研究日誌
米田設計が番組制作協力した「大改造!!劇的ビフォーアフター」が放送されました。
米田設計が番組制作協力した「大改造!!劇的ビフォーアフター」が放送されました。
番組ホームページ http://asahi.co.jp/beforeafter/
2014年8月10日放送 白鳥が見えない家 ダイジェスト版 http://asahi.co.jp/beforeafter/list/d00138pvin.php
この番組は新築工事の陰に隠れていたリフォームという分野に光を当てました。
解体が取り沙汰されるたびに話題となる著名建築とは異なり、まだ使用期限が残る多くの無名の建築が有り、これらを使い続ける方策を考えることも現代では重要な事です。
建築士の施工に関しての立ち位置などはこの番組の性格上普段の行動とは多少違うこともあるかもしれません。
しかし建築士がリフォームに関与することによって単なる修繕の域を脱し、より豊かな生活が出来る可能性があることを示唆している点からもこの番組の意義は大きいといえます。
それと同時に今回の収録で感じたことは新築時にきちんと性能を確保し、将来のリフォームを配慮した設計の重要性です。さいわいこのリフォームにあたっては重大な障害は発見されませんでしたが補強は全般に渡りました。
より良いリフォームを可能にする新築時の設計を改めて慎重に進めたいと思います。
建築は場所性を抜きに考えられません。現場は新潟県阿賀野市、白鳥の飛来地として名高い「瓢湖」湖畔にあります。吹雪の中、初めて訪ねたとき瓢湖はまさに白鳥や鴨などで水面が覆われていました。
また春には湖畔をさくら色に染める桜の並木、また夏にはオニハスの群生と豊かな自然に触れることが出来ました。新潟の四季を通じて表情豊かな自然に包まれた新しい生活の出発に関われたことは貴重な楽しい経験となりました。
TV制作の現地スタッフは極めて熱心に粘り強く働いていたことが印象的です。撮影には素人の私はじめ工事関係者の士気を高めるため大変気を使っていただき、その熱心さに応えてできるだけ協力させていただきました。
この機会を与えていただいたTV局、製作会社の皆様に改めて感謝申し上げます。
番組は建築主の祖母が瓢湖を眺めることをはじめ、家の中を楽に移動できるための改善工事を軸に雪国独特の湿度が高く寒く長い冬をいかに快適に過ごすかというテーマに沿って出来上がっています。
施工者である「株式会社 太洋」をはじめ各職方はは消費税増率に伴う駆け込み需要で材工とも逼迫するなか、かつビデオカメラが回りっぱなしという環境下でも本当によく頑張ってくれました。
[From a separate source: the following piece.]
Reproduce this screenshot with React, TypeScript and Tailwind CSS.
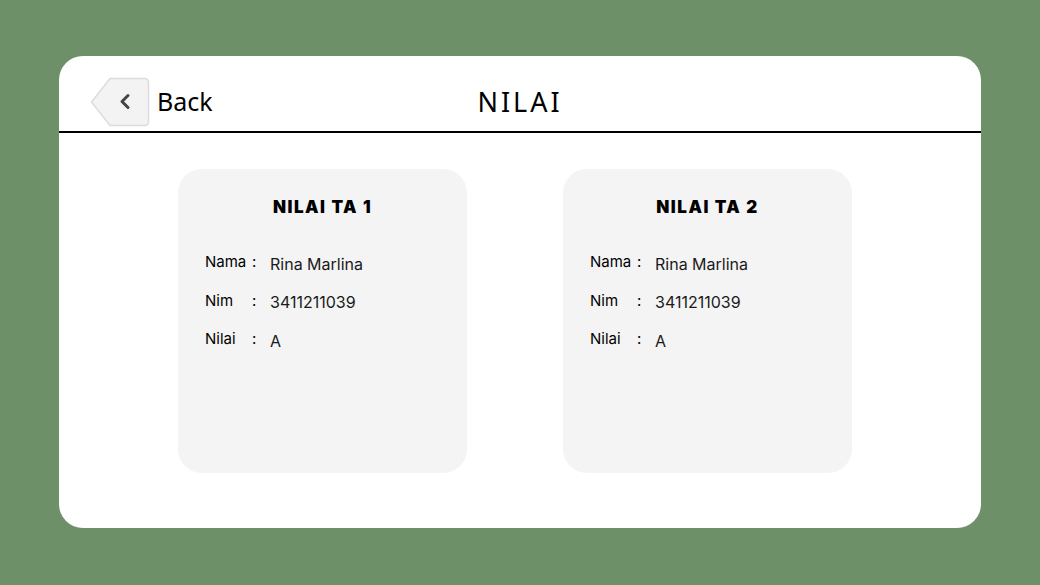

放送では工事の詳細は省かれていましたが、リフォーム工事として見えない部分も工期の多くを割いて処置しました。
この住宅は数回の増築が行われていますが古い部分は真壁工法で土塗壁であるところから断熱補強に関して外張り断熱としました。
耐震性は壁が少なく、かつこの地方独特の建築形式として階高が高いため柱の細長比の改善を兼ね、水平剛性のための床をロフトの床として作りました。
新たに棟を受ける柱を新設し、、積雪時の変形の改善を行いました。
さいわいシロアリの食害は一部に留まっていましたが防蟻対策として基礎、床廻りはホウ酸処理をGreen Life Design株式会社の協力で施し、今後に備えました。
また地元の安田瓦協同組合および関連企業の全面的な協力をいただけたことは大変ありがたいことでした。地産地消を地で行くような内容に大きく貢献しています。